スランプに陥った主人公が悩み、迷いながらも、亡き母が教師をしていた小学校で子供たちに水墨画を教えることを通して、子供たちが人を元気にさせる絵を描いていることや、遊びながら学び描いていることなど、子供のもつ想像力や生き生きとした生命力、自然に心を遊ばせ、無限に変化し続けるゆらめき、未来につながる可能性を感じ取り、逆に子供たちから、描きたいから自由に楽しく描くことのよさを教えられます。

併せて、小学校教員時代の母の姿や人柄など、これまで知らなかった一面を知り、湖山先生や他の門下生が掛けてくれる言葉から、描くことを恐れていた自分の内面を見つめ直し、少しずつ成長していく姿と、水墨画を描くことの意味を見いだしていく過程が、美しい言葉で丁寧に描かれていました。

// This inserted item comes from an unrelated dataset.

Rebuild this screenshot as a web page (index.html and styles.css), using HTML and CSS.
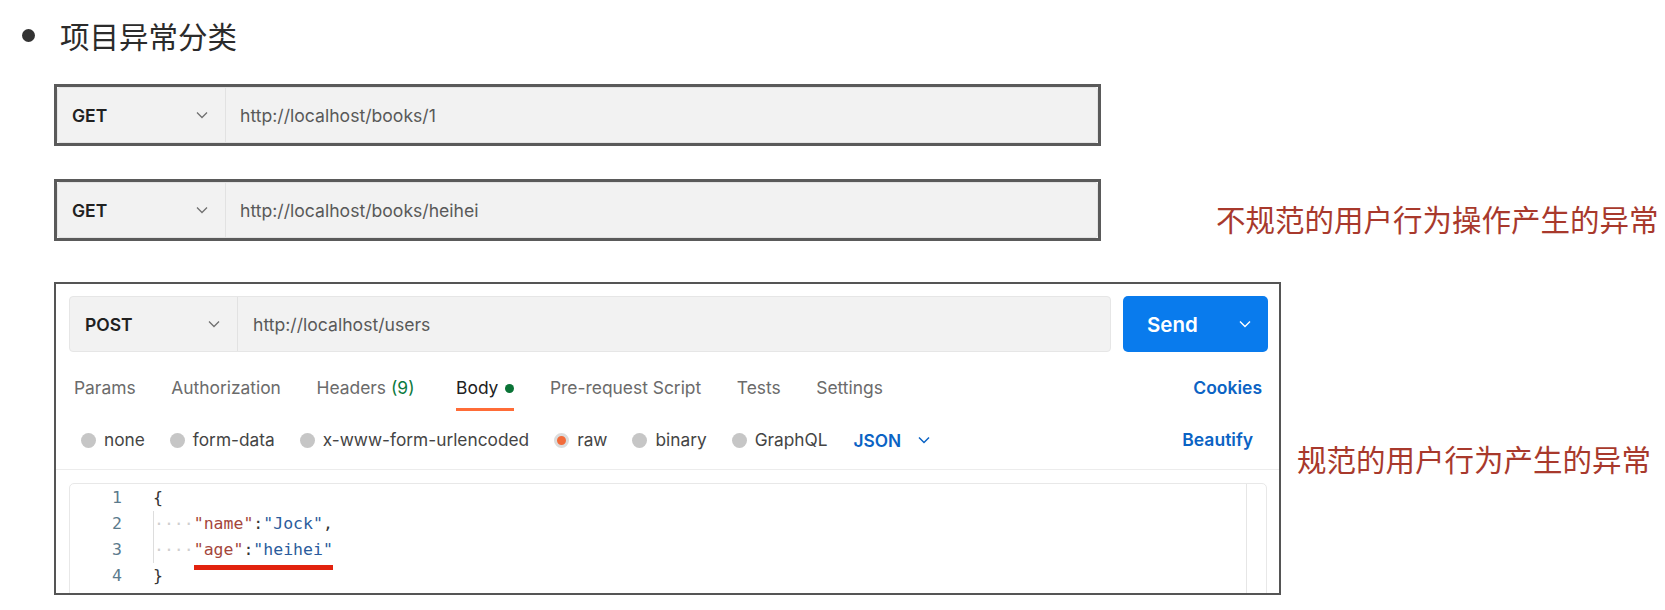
FILE: index.html
```html
<!DOCTYPE html>
<html lang="zh-CN">
<head>
<meta charset="utf-8">
<title>项目异常分类</title>
<link rel="stylesheet" href="styles.css">
</head>
<body>
<div class="page">
  <div class="heading"><span class="bullet"></span><span class="heading-text">项目异常分类</span></div>

  <div class="row row-first">
    <div class="frame-url">
      <div class="urlbar">
        <div class="method"><span class="method-name">GET</span><svg class="chev" width="12" height="8" viewBox="0 0 12 8"><path d="M1 1.5 L6 6.5 L11 1.5" fill="none" stroke="#707070" stroke-width="1.3"/></svg></div>
        <div class="url">http://localhost/books/1</div>
      </div>
    </div>
  </div>

  <div class="row row-second">
    <div class="frame-url">
      <div class="urlbar">
        <div class="method"><span class="method-name">GET</span><svg class="chev" width="12" height="8" viewBox="0 0 12 8"><path d="M1 1.5 L6 6.5 L11 1.5" fill="none" stroke="#707070" stroke-width="1.3"/></svg></div>
        <div class="url">http://localhost/books/heihei</div>
      </div>
    </div>
    <p class="note note-one">不规范的用户行为操作产生的异常</p>
  </div>

  <div class="row row-third">
    <div class="frame-post">
      <div class="req-row">
        <div class="urlbar urlbar-post">
          <div class="method method-post"><span class="method-name">POST</span><svg class="chev" width="12" height="8" viewBox="0 0 12 8"><path d="M1 1.5 L6 6.5 L11 1.5" fill="none" stroke="#707070" stroke-width="1.3"/></svg></div>
          <div class="url url-post">http://localhost/users</div>
        </div>
        <div class="send"><span>Send</span><svg width="12" height="8" viewBox="0 0 12 8"><path d="M1 1.5 L6 6.5 L11 1.5" fill="none" stroke="#ffffff" stroke-width="1.4"/></svg></div>
      </div>

      <div class="tabs">
        <div class="tab-list">
          <span class="tab">Params</span>
          <span class="tab">Authorization</span>
          <span class="tab">Headers <span class="count">(9)</span></span>
          <span class="tab tab-active">Body <span class="gdot"></span></span>
          <span class="tab">Pre-request Script</span>
          <span class="tab">Tests</span>
          <span class="tab">Settings</span>
        </div>
        <span class="link">Cookies</span>
      </div>

      <div class="body-types">
        <div class="radios">
          <span class="radio"><span class="circle"></span>none</span>
          <span class="radio"><span class="circle"></span>form-data</span>
          <span class="radio"><span class="circle"></span>x-www-form-urlencoded</span>
          <span class="radio"><span class="circle circle-on"></span>raw</span>
          <span class="radio"><span class="circle"></span>binary</span>
          <span class="radio"><span class="circle"></span>GraphQL</span>
          <span class="json">JSON<svg width="12" height="8" viewBox="0 0 12 8"><path d="M1 1.5 L6 6.5 L11 1.5" fill="none" stroke="#0b63c4" stroke-width="1.5"/></svg></span>
        </div>
        <span class="link">Beautify</span>
      </div>

      <div class="editor">
        <div class="lines">
          <div class="line"><span class="num">1</span><span class="code"><span class="p">{</span></span></div>
          <div class="line"><span class="num">2</span><span class="code"><span class="ind">····</span><span class="k">"name"</span><span class="p">:</span><span class="v">"Jock"</span><span class="p">,</span></span></div>
          <div class="line"><span class="num">3</span><span class="code"><span class="ind">····</span><span class="mark"><span class="k">"age"</span><span class="p">:</span><span class="v">"heihei"</span></span></span></div>
          <div class="line"><span class="num">4</span><span class="code"><span class="p">}</span></span></div>
        </div>
        <div class="scroll"></div>
      </div>
    </div>
    <p class="note note-two">规范的用户行为产生的异常</p>
  </div>
</div>
</body>
</html>
```

FILE: styles.css
```css
* { box-sizing: border-box; }
html, body { margin: 0; padding: 0; background: #ffffff; }
body { font-family: Inter, "Noto Sans", "Noto Sans CJK SC", sans-serif; color: #212121; }

.page { padding-top: 15px; }

.heading { display: flex; align-items: center; height: 40px; padding-left: 22px; }
.bullet { width: 13px; height: 13px; border-radius: 50%; background: #333333; margin-right: 25px; }
.heading-text { font-family: "Noto Sans CJK SC", sans-serif; font-size: 29.5px; line-height: 40px; color: #2b2b2b; }

.row { display: flex; align-items: flex-start; padding-left: 54px; }
.row-first { margin-top: 29px; }
.row-second { margin-top: 33px; }
.row-third { margin-top: 41px; }

.frame-url { width: 1047px; height: 62px; border: 3px solid #5a5a5a; background: #ffffff; }
.urlbar { display: flex; height: 100%; background: #f2f2f2; border: 1px solid #e4e4e4; border-radius: 3px; }
.method { display: flex; align-items: center; justify-content: space-between; width: 168px; padding: 0 17px 0 14px; border-right: 1px solid #e2e2e2; }
.method-name { font-size: 17.5px; font-weight: 600; color: #212121; }
.url { display: flex; align-items: center; padding-left: 14px; font-size: 17.6px; color: #595959; }

.note { margin: 0; font-family: "Noto Sans CJK SC", sans-serif; font-size: 29.5px; line-height: 40px; color: #a8392c; white-space: nowrap; }
.note-one { margin-top: 19px; margin-left: 115px; }
.note-two { margin-top: 156px; margin-left: 16px; }

.frame-post { width: 1227px; height: 313px; border: 2px solid #555555; background: #ffffff; overflow: hidden; }
.req-row { display: flex; gap: 12px; padding: 12px 11px 0 13px; }
.urlbar-post { flex: 1; height: 56px; border-radius: 4px; border-color: #e6e6e6; }
.method-post { width: 168px; padding: 0 17px 0 15px; }
.url-post { padding-left: 15px; }
.send { width: 145px; height: 56px; background: #097bed; border-radius: 5px; display: flex; align-items: center; justify-content: space-between; padding: 0 17px 0 24px; color: #ffffff; font-size: 20.5px; font-weight: 600; }

.tabs { display: flex; justify-content: space-between; align-items: flex-start; padding: 0 17px 0 18px; }
.tab-list { display: flex; gap: 35.6px; }
.tab { padding: 24px 0 8px; border-bottom: 3px solid transparent; font-size: 17.4px; line-height: 24px; color: #6b6b6b; display: flex; align-items: center; gap: 5px; }
.tab-active { color: #212121; border-bottom-color: #ff6c37; margin-left: 6px; }
.count { color: #0c7a3e; }
.gdot { width: 9px; height: 9px; border-radius: 50%; background: #0a7336; margin-left: 2px; }
.link { padding-top: 24px; font-size: 17.5px; line-height: 24px; font-weight: 600; color: #0b63c4; }

.body-types { display: flex; justify-content: space-between; align-items: center; height: 59px; padding: 0 26px 0 25px; border-bottom: 1px solid #ececec; }
.body-types .link { padding-top: 0; }
.radios { display: flex; align-items: center; gap: 25px; }
.radio { display: flex; align-items: center; gap: 8px; font-size: 17.3px; line-height: 24px; color: #444444; }
.circle { width: 15px; height: 15px; border-radius: 50%; background: #c6c6c6; }
.circle-on { background: #f26b3a; border: 3px solid #dcdcdc; }
.json { display: flex; align-items: center; gap: 17px; font-size: 17.3px; font-weight: 600; color: #0b63c4; margin-left: 1px; }

.editor { display: flex; margin: 13px 12px 0 13px; height: 140px; border: 1px solid #e8e8e8; border-radius: 5px 5px 0 0; }
.lines { flex: 1; padding-top: 1px; }
.line { display: flex; height: 26px; font-family: "DejaVu Sans Mono", "Liberation Mono", monospace; font-size: 16.5px; line-height: 26px; white-space: pre; }
.num { width: 52px; text-align: right; color: #5b7a8c; }
.code { padding-left: 31px; color: #333333; }
.ind { display: inline-block; border-left: 1px solid #dddddd; color: #cfcfcf; height: 26px; }
.k { color: #a4463b; }
.v { color: #2a5b9c; }
.p { color: #333333; }
.mark { border-bottom: 5px solid #e2220e; padding-bottom: 6px; }
.scroll { width: 20px; border-left: 1px solid #e6e6e6; }
```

そして、澄んだ湖のようにさわやかなラストに向け、湖山会のメンバーによる共同作業で水墨画を描くという、美しい輝きの世界が広がっていました。

また、余白の美を生かした筆者の描く前付(見出し)と奥付の水墨画「指墨沢蟹図」や「翡翠図」「霓裳蘭図」の口絵が彩りを添えていました。

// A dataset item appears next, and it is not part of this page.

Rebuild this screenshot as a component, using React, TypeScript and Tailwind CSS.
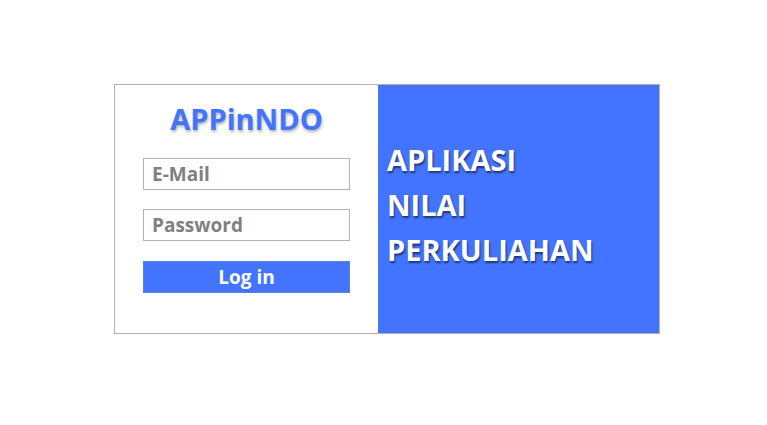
import React from "react";

export default function App() {
  const font = { fontFamily: '"Open Sans", "Noto Sans", sans-serif' };
  return (
    <div className="w-[767px] h-[425px] bg-white" style={font}>
      <div className="pt-[84px] pl-[114px]">
        <div className="flex w-[546px] h-[250px] border border-[#b3b3b3]">
          <div className="w-[263px] flex flex-col px-[28px] pt-[14px]">
            <div className="text-center text-[29px] font-bold leading-[40px] text-[#4374ff] [text-shadow:1px_2px_3px_rgba(0,0,0,0.3)]">
              APPinNDO
            </div>
            <div className="mt-[19px] h-[32px] border border-[#b3b3b3] flex items-center pl-[8px] text-[19px] font-bold text-[#808080]">
              E-Mail
            </div>
            <div className="mt-[19px] h-[32px] border border-[#b3b3b3] flex items-center pl-[8px] text-[19px] font-bold text-[#808080]">
              Password
            </div>
            <div className="mt-[20px] h-[32px] bg-[#4374ff] border border-[#5a7fe0] flex items-center justify-center text-[19px] font-bold text-white">
              Log in
            </div>
          </div>
          <div className="flex-1 bg-[#4374ff] flex flex-col justify-center pl-[9px] pb-[10px]">
            <div className="text-[29px] font-bold leading-[45px] text-white [text-shadow:1px_2px_2px_rgba(0,0,0,0.55)]">
              APLIKASI
            </div>
            <div className="text-[29px] font-bold leading-[45px] text-white [text-shadow:1px_2px_2px_rgba(0,0,0,0.55)]">
              NILAI
            </div>
            <div className="text-[29px] font-bold leading-[45px] text-white [text-shadow:1px_2px_2px_rgba(0,0,0,0.55)]">
              PERKULIAHAN
            </div>
          </div>
        </div>
      </div>
    </div>
  );
}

私自身、昨日、水墨画の展示と実演を鑑賞してきましたが、墨の濃淡と筆遣いで多彩に表現されており、その場で竹や人物をささっと描かれる技に感銘を受けました。


心に残ったフレーズ

【西濱湖峰の言葉】

「今は最後の仕上げのために墨を磨っています。仕上げの前には、なるべくこうやってゆっくりした時間をつくるようにしています。すぐに終わらせられるけれど、ちょっと待つ。不思議なもので、完成の前にこの『ちょっと』を持っているとうまくいくことが多いです。休むことが大事な意味を持つときもあるんです」


【小学校の教師をしていた亡き母の言葉】

「誰かのすごく良いところは、実は欠点のように見えるものの中に隠れてる。大きな可能性は、簡単に見てとれるようなところには隠れていない。それは子供たちの中では大きすぎるから」


「誰かにダメって言われても、自分が素敵だと思ったものを信じなさい。そこにあなたの宝物が見つかるから。あなたにしか見えない宝物がこの世界にはたくさんあるから」


母は自分が生きた一瞬や自分自身のために、力を尽くしていたのではない。人を育て、自分自身さえ見ることはないかもしれない遥かな未来に向けて、線を描いていたのだ。子供たちの宝物を見つめ、思いを託すことで、線を送った。時を超える線を、母は描いていたのだ。人は命よりも永く線を描くことができる。


【篠田湖山 先生の言葉】

「拙さが巧みさに劣るわけではないんだよ」


「請われるままに絵を描き、私のわがままで描き続けるのは簡単なことですが、それでは私を守るために別のものが失われていくことに気づきました。花も盛りが終われば散っていくのが定めです。そして、花は咲き続けるばかりが仕事ではなく、地に落ちた後、地にかえるのも大事な役目です。そうしなければ種も実を結びません」

「そう思った時、今の私がすべきこと、私が後世に残したいと思うものは、おびただしい数の作品や幾ばくかの技法ではなく、もっと形のないものだと思うようになりました。それはこの瞬間であり、言葉にしようもないものです。形のないものは人に託し、委ねるしかありません。委ねた成果は、先ほど皆さんにご覧いただいた通りです。西濱湖嶺をはじめ、斉藤湖栖、私の孫の篠田千瑛、そして、最後の弟子の青山霜介も、私の技とそれを見事に継承しました。彼らは私が残す余白、私の可能性そのものです。そして『これから』であり、水墨画や脈々と受け継がれてきた文化の未来そのものでもあります」


【青山霜介の言葉】

何も描かなければ、白の上に失敗はない。けれども、もし何も描かなければ、白もまた、本当の白にはなれない。白の美、究極の余白の美もまた、描かないことではなく、描くことによって生み出されるのだ。間違いを犯し、挑み、様々な変化を得る。生きることは無限な変化の連続であり、それに出会う旅だ。そして、それを包む白もまた、階調の変化によって変化する。現象の変化と同時に、その背後にもう一つ、ともに動いている影がある。何かを生み出すことによって、何かを生み出す原理そのものに触れることができるのだ。